Features are the different kinds of data that you train an AI model on. Feature importance is a way of representing which of these are being used to by the model to predict a final property. For example, if predicting the tastiness of a biscuit, the amount of sugar and amount of vanilla essence might have a high feature importance and the brand of butter used might have a low feature importance. This blog post explains how you can learn from AI models as well as teach them.
What is a search space?

A search space, sometimes called a design space, is a representation of all the different allowed options for the combinations of inputs to an AI model. For example, a search space can consist of the allowed ingredients, the allowed processing parameters, perhaps even some rules about which ratios of ingredients are allowed, or how much of one type of ingredient is allowed. Researchers set up search spaces to make sure the AI models are predicting properties of feasible materials, both from a business and physical perspective. Read more about this in our blog.

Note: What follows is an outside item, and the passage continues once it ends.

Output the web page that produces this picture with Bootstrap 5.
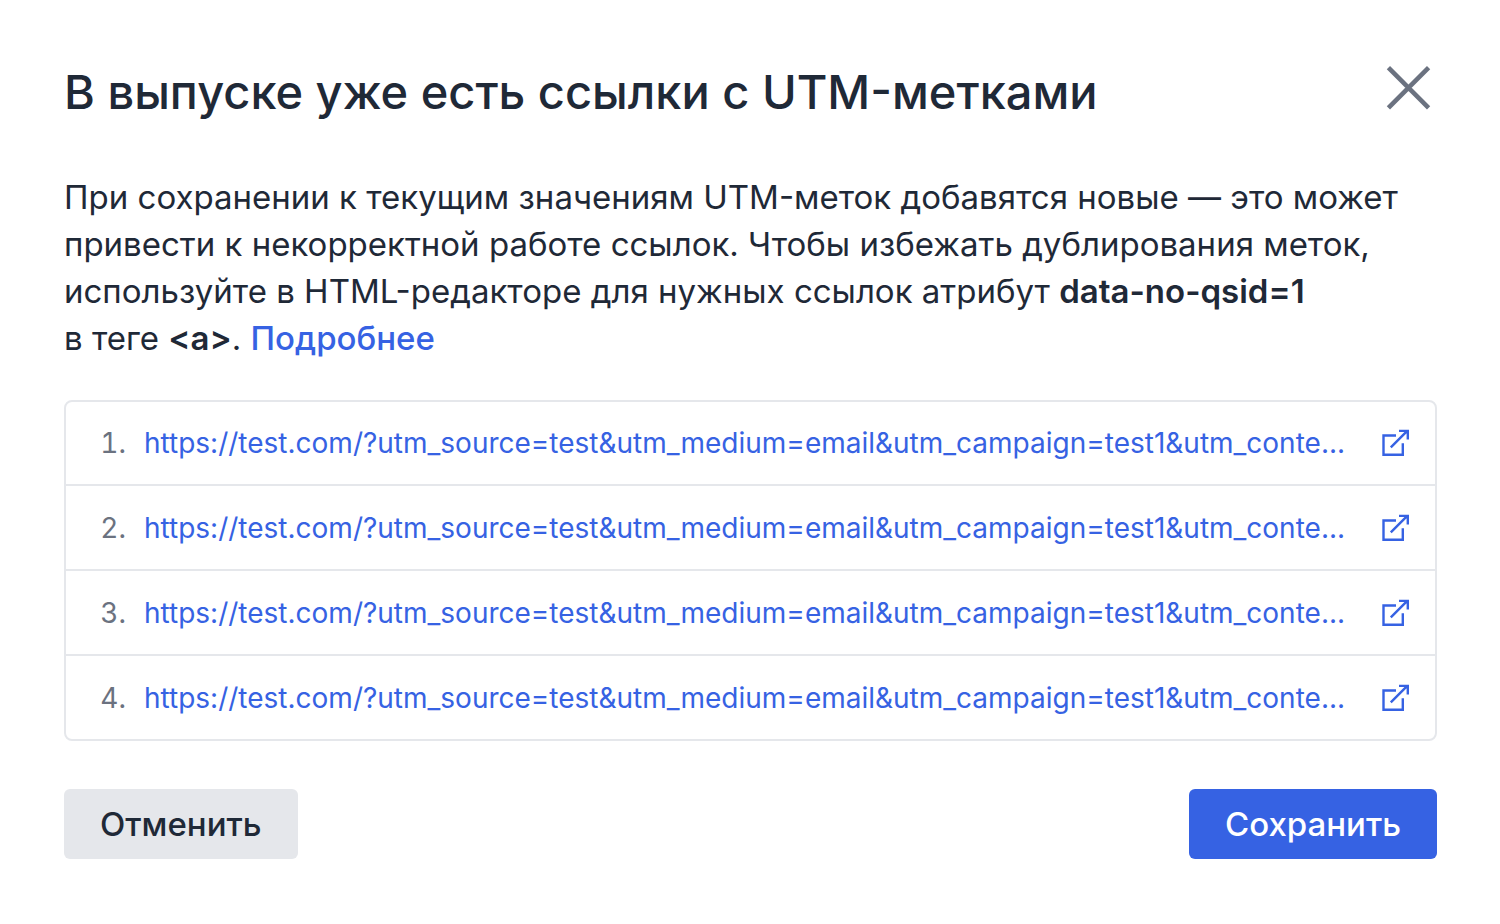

What is transfer learning?

Transfer learning is a machine learning technique where a model trained on one task is adapted to perform a related task. For example, you may know that the fracture toughness of a material is related to its tensile strength. If you have lots of data to predict tensile strength, and not a lot of data to predict fracture toughness, you can model tensile strength and then feed in the predictions of tensile strength into the model predicting fracture toughness. It is also used in raw material substitution. If a model learns that a particular molecular feature is important for predicting a property, it can then predict the performance of a substitute ingredient in the formulation by examining that molecular feature in the new ingredient. In this way, the Citrine platform can predict the properties of new formulations using completely novel ingredients.